I write only to distinguish this case from United States v. Moore, 32 MJ 170, 173 (CMA 1991). Smith pleaded guilty to charges alleging his criminal conduct occurred within the statute of limitations. As Chief Judge Sullivan makes clear, the record supports those guilty pleas. Thus, unlike the complicated situation in Moore, there was no duty to seek a waiver from this appellant because there was nothing to waive.

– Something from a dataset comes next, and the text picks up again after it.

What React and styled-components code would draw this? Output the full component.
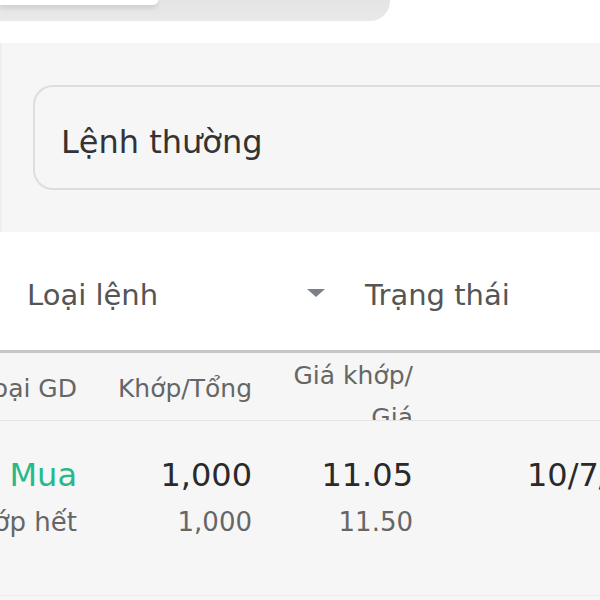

Further, I wish to make clear that efforts to obstruct state criminal proceedings are fully actionable under Article 134, *325Uniform Code of Military Justice, 10 USC § 934. In this case, the fact that the alleged sexual abuse had been reported to military authorities (or that a formal military investigation was subsequently commenced) was unnecessary to bring appellant’s obstruction activities within the ambit of Article 134. In light of Solorio v. United States, 483 U.S. 435, 107 S.Ct. 2924, 97 L.Ed.2d 364 (1987), there can be no distinction between obstructing federal or military prosecutions on the one hand and obstructing state prosecutions on the other hand, and there are no “strictures” in the Manual for Courts-Martial that purport to so limit the scope of the offense. Para. 96, Part IV, Manual for Courts-Martial, United States, 1984.